I am working on restoring large amounts of data from snapshotIQ snapshots.  Many of the directories are not 'huge' in the sense of size, but are massive in terms of number of files; ranging anywhere from a few thousand files, to the extreme of 500+ million files.  Because of this, these restores take a VERY long time.

Unfortunately, for most of these the snapshot was taken at the parent level (something I am going to re-evaluate, lesson learned), so I cannot use SnapRevert because I dont want to revert every sub-directory under the snapshot.

So I am left with copying the directories manually out of the snapshots.   (/ifs/data/.snapshot/....)

looking at the Isilon's cp man page, there are two OneFS unique switches, -c (clones) and -B (use large buffers).  I did some testing with -c with a test directory and it appears that I cannot use -c and -R (recursive) together, so that doesn't appear to be an option for me.

I am curious about -B, it says "Use larger buffers when copying data to regular files to reduce system calls".  I'd like to know the full impact if I use -B; will it speed up my copy jobs with millions of 'smallish' files?  What's the impact on the cluster?


alternatively, rsync is another option and is obviously more robust than cp, but I am concerned about time and not sure if rsync would be faster.   


thanks in advance for any information/recommendations

1.2K Posts

September 6th, 2017 12:00

If you have removed the directory on which the original snapshot was taken,

it appears to me that you will be out of luck with using SyncIQ for restoring.

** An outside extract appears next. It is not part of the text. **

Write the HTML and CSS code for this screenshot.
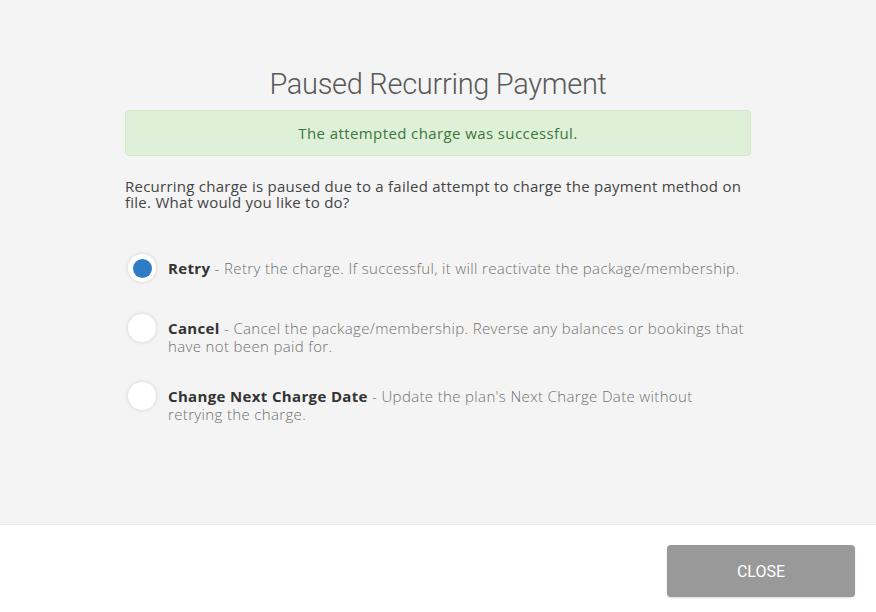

If that directory still exists, and you want to restore only some subdirectory,

this can be specified with 

isi sync policies {create or modify} ... --source-include-directories /path/to/subdirectory

For local SyncIQ jobs, the target path must be outside the source path,

so one cannot restore a lost directory "in-place".

hth

-- Peter

August 30th, 2017 06:00

You can use SyncIQ to replicate out of a snapshot, but you can only do it on the command line.

If you do not have a SyncIQ licenses contact your Local Systems Engineer and they can provide you a demo license

Example:  If you wanted to replicate /ifs/data/.snapshot/snapshotname/dir-with-millions-of-files

  • On the cli you would use a job like this "isi sync job start --policy-name=name-of-synciq-policy --source-snapshot=source-snapshot-name"Note:
  • Note: you do have to have a syncIQ policy setup for the directory in question, you simply are changing the root of the replication for the job to the snapshot.  IE: in the above example you would have a sync job for /ifs/data/dir-millions-of-files

Your local SE can assist you with this, this is a very efficient way to recover large amounts of data from within snapshots.

1.2K Posts

August 30th, 2017 06:00

Cloning with cp -c is very efficient with large files because no data blocks are copied.

In your case it might not help much, in addition of not supporting recusive traversal

(where the latter can be solved by a home-made script of course).

In modern OSes cp -B is default and doesn't need to be worried about.

You can give SyncIQ a try with a "copy" job within the cluster -- use localhost as target host.

If you don't have a SyncIQ license, ask your account team for a temporary license,

ideally free as for "demo" purposes.

hth

--Peter

4 Posts

August 30th, 2017 07:00

I actually tried syncIQ, we are licensed and use it quite a bit to replicate to our other cluster.   However, when I setup a policy to replicate from the snapshot directory back to the original location on the local cluster, it failed when i started the job stating that it failed to snapshot the source, which makes sense for how synciq works.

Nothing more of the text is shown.